* _Your goal_:
Set down each line of the data below exactly as it stands, dropping the pictures.

* _Given material_:
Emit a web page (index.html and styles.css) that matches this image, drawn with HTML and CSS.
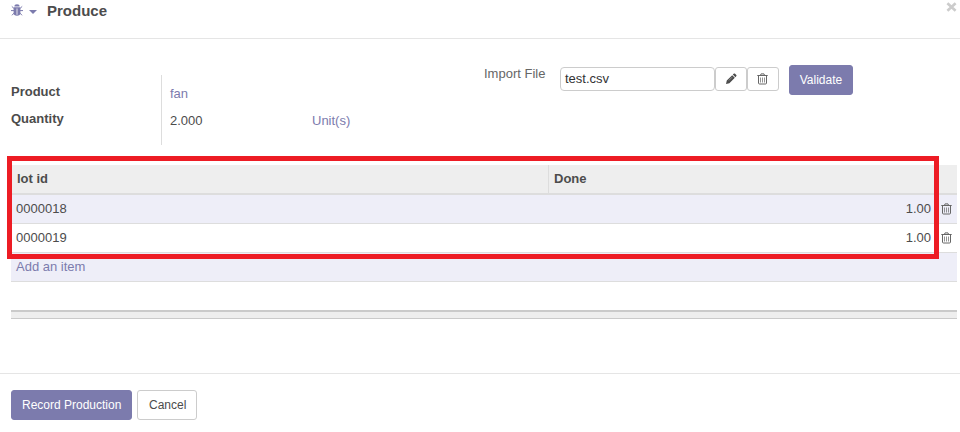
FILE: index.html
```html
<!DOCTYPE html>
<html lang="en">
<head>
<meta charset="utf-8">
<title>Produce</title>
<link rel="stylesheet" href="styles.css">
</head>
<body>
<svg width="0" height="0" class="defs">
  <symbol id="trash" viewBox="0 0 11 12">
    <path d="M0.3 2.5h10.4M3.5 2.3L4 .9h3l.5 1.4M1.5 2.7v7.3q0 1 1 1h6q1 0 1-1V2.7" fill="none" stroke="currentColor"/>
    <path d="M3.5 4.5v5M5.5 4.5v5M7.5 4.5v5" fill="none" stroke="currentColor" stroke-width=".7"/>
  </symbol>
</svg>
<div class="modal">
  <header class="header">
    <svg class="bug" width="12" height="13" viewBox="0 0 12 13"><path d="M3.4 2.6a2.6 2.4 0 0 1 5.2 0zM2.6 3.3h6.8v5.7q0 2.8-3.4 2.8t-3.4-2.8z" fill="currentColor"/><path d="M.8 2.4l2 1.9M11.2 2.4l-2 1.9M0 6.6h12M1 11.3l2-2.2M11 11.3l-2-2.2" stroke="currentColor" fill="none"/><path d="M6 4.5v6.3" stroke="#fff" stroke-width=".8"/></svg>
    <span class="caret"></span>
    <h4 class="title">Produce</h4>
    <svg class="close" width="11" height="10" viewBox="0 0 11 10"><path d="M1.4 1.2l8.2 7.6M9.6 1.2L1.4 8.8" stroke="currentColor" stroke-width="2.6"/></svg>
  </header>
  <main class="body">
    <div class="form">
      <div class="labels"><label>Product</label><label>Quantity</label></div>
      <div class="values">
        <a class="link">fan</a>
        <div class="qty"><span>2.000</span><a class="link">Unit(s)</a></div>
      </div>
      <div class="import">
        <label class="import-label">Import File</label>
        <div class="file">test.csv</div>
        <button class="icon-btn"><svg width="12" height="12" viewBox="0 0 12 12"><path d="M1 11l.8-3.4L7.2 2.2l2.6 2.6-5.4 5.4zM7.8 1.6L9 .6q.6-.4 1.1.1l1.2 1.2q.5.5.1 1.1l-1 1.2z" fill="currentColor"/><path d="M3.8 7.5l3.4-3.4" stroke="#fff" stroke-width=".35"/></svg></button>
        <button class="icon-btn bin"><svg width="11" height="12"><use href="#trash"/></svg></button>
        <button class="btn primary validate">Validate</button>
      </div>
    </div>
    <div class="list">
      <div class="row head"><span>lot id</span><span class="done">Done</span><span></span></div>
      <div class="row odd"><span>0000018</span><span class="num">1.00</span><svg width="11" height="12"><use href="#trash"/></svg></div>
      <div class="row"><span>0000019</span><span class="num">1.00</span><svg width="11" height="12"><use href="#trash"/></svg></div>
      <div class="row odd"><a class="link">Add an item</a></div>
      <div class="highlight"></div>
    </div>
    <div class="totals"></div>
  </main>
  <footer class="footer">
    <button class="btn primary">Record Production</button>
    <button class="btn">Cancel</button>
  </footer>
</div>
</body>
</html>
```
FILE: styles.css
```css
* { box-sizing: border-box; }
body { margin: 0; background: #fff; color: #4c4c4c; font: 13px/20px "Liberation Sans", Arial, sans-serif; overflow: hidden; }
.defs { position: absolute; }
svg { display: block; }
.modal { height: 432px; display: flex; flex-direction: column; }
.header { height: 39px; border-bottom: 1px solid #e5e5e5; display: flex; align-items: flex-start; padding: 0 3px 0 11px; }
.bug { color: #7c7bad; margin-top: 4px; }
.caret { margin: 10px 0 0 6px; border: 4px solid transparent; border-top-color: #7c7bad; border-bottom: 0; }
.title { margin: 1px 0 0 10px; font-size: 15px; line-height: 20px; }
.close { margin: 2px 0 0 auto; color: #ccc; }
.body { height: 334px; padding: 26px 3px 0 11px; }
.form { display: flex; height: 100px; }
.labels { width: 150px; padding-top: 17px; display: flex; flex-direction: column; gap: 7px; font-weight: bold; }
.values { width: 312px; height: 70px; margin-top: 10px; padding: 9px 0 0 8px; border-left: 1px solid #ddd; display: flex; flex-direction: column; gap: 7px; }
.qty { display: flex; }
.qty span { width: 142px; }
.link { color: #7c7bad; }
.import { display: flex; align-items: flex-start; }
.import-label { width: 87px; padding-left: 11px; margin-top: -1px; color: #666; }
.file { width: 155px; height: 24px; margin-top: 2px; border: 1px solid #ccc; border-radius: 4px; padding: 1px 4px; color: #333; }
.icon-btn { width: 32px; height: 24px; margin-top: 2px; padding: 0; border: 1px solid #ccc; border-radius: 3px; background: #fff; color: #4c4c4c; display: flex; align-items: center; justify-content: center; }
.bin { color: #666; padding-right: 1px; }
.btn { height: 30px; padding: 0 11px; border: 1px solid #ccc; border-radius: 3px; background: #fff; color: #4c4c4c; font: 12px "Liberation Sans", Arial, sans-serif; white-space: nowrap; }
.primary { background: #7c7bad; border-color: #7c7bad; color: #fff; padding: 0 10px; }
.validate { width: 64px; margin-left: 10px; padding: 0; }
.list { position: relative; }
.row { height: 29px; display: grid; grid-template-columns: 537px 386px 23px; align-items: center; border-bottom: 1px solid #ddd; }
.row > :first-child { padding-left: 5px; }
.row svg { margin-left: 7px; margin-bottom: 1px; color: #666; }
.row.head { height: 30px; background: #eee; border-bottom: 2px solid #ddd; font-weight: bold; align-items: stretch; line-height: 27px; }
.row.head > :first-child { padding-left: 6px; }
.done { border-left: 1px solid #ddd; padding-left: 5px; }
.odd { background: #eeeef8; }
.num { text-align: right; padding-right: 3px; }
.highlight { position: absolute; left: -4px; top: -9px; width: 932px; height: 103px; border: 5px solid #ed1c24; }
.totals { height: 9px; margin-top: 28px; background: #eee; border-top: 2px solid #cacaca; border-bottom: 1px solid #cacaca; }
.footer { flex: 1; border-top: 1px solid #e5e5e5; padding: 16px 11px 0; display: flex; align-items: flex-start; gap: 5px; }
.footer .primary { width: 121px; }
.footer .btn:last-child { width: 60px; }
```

* _The completed task_:
Emit a web page (index.html and styles.css) that matches this image, drawn with HTML and CSS.
FILE: index.html
```html
<!DOCTYPE html>
<html lang="en">
<head>
<meta charset="utf-8">
<title>Produce</title>
<link rel="stylesheet" href="styles.css">
</head>
<body>
<svg width="0" height="0" class="defs">
  <symbol id="trash" viewBox="0 0 11 12">
    <path d="M0.3 2.5h10.4M3.5 2.3L4 .9h3l.5 1.4M1.5 2.7v7.3q0 1 1 1h6q1 0 1-1V2.7" fill="none" stroke="currentColor"/>
    <path d="M3.5 4.5v5M5.5 4.5v5M7.5 4.5v5" fill="none" stroke="currentColor" stroke-width=".7"/>
  </symbol>
</svg>
<div class="modal">
  <header class="header">
    <svg class="bug" width="12" height="13" viewBox="0 0 12 13"><path d="M3.4 2.6a2.6 2.4 0 0 1 5.2 0zM2.6 3.3h6.8v5.7q0 2.8-3.4 2.8t-3.4-2.8z" fill="currentColor"/><path d="M.8 2.4l2 1.9M11.2 2.4l-2 1.9M0 6.6h12M1 11.3l2-2.2M11 11.3l-2-2.2" stroke="currentColor" fill="none"/><path d="M6 4.5v6.3" stroke="#fff" stroke-width=".8"/></svg>
    <span class="caret"></span>
    <h4 class="title">Produce</h4>
    <svg class="close" width="11" height="10" viewBox="0 0 11 10"><path d="M1.4 1.2l8.2 7.6M9.6 1.2L1.4 8.8" stroke="currentColor" stroke-width="2.6"/></svg>
  </header>
  <main class="body">
    <div class="form">
      <div class="labels"><label>Product</label><label>Quantity</label></div>
      <div class="values">
        <a class="link">fan</a>
        <div class="qty"><span>2.000</span><a class="link">Unit(s)</a></div>
      </div>
      <div class="import">
        <label class="import-label">Import File</label>
        <div class="file">test.csv</div>
        <button class="icon-btn"><svg width="12" height="12" viewBox="0 0 12 12"><path d="M1 11l.8-3.4L7.2 2.2l2.6 2.6-5.4 5.4zM7.8 1.6L9 .6q.6-.4 1.1.1l1.2 1.2q.5.5.1 1.1l-1 1.2z" fill="currentColor"/><path d="M3.8 7.5l3.4-3.4" stroke="#fff" stroke-width=".35"/></svg></button>
        <button class="icon-btn bin"><svg width="11" height="12"><use href="#trash"/></svg></button>
        <button class="btn primary validate">Validate</button>
      </div>
    </div>
    <div class="list">
      <div class="row head"><span>lot id</span><span class="done">Done</span><span></span></div>
      <div class="row odd"><span>0000018</span><span class="num">1.00</span><svg width="11" height="12"><use href="#trash"/></svg></div>
      <div class="row"><span>0000019</span><span class="num">1.00</span><svg width="11" height="12"><use href="#trash"/></svg></div>
      <div class="row odd"><a class="link">Add an item</a></div>
      <div class="highlight"></div>
    </div>
    <div class="totals"></div>
  </main>
  <footer class="footer">
    <button class="btn primary">Record Production</button>
    <button class="btn">Cancel</button>
  </footer>
</div>
</body>
</html>
```
FILE: styles.css
```css
* { box-sizing: border-box; }
body { margin: 0; background: #fff; color: #4c4c4c; font: 13px/20px "Liberation Sans", Arial, sans-serif; overflow: hidden; }
.defs { position: absolute; }
svg { display: block; }
.modal { height: 432px; display: flex; flex-direction: column; }
.header { height: 39px; border-bottom: 1px solid #e5e5e5; display: flex; align-items: flex-start; padding: 0 3px 0 11px; }
.bug { color: #7c7bad; margin-top: 4px; }
.caret { margin: 10px 0 0 6px; border: 4px solid transparent; border-top-color: #7c7bad; border-bottom: 0; }
.title { margin: 1px 0 0 10px; font-size: 15px; line-height: 20px; }
.close { margin: 2px 0 0 auto; color: #ccc; }
.body { height: 334px; padding: 26px 3px 0 11px; }
.form { display: flex; height: 100px; }
.labels { width: 150px; padding-top: 17px; display: flex; flex-direction: column; gap: 7px; font-weight: bold; }
.values { width: 312px; height: 70px; margin-top: 10px; padding: 9px 0 0 8px; border-left: 1px solid #ddd; display: flex; flex-direction: column; gap: 7px; }
.qty { display: flex; }
.qty span { width: 142px; }
.link { color: #7c7bad; }
.import { display: flex; align-items: flex-start; }
.import-label { width: 87px; padding-left: 11px; margin-top: -1px; color: #666; }
.file { width: 155px; height: 24px; margin-top: 2px; border: 1px solid #ccc; border-radius: 4px; padding: 1px 4px; color: #333; }
.icon-btn { width: 32px; height: 24px; margin-top: 2px; padding: 0; border: 1px solid #ccc; border-radius: 3px; background: #fff; color: #4c4c4c; display: flex; align-items: center; justify-content: center; }
.bin { color: #666; padding-right: 1px; }
.btn { height: 30px; padding: 0 11px; border: 1px solid #ccc; border-radius: 3px; background: #fff; color: #4c4c4c; font: 12px "Liberation Sans", Arial, sans-serif; white-space: nowrap; }
.primary { background: #7c7bad; border-color: #7c7bad; color: #fff; padding: 0 10px; }
.validate { width: 64px; margin-left: 10px; padding: 0; }
.list { position: relative; }
.row { height: 29px; display: grid; grid-template-columns: 537px 386px 23px; align-items: center; border-bottom: 1px solid #ddd; }
.row > :first-child { padding-left: 5px; }
.row svg { margin-left: 7px; margin-bottom: 1px; color: #666; }
.row.head { height: 30px; background: #eee; border-bottom: 2px solid #ddd; font-weight: bold; align-items: stretch; line-height: 27px; }
.row.head > :first-child { padding-left: 6px; }
.done { border-left: 1px solid #ddd; padding-left: 5px; }
.odd { background: #eeeef8; }
.num { text-align: right; padding-right: 3px; }
.highlight { position: absolute; left: -4px; top: -9px; width: 932px; height: 103px; border: 5px solid #ed1c24; }
.totals { height: 9px; margin-top: 28px; background: #eee; border-top: 2px solid #cacaca; border-bottom: 1px solid #cacaca; }
.footer { flex: 1; border-top: 1px solid #e5e5e5; padding: 16px 11px 0; display: flex; align-items: flex-start; gap: 5px; }
.footer .primary { width: 121px; }
.footer .btn:last-child { width: 60px; }
```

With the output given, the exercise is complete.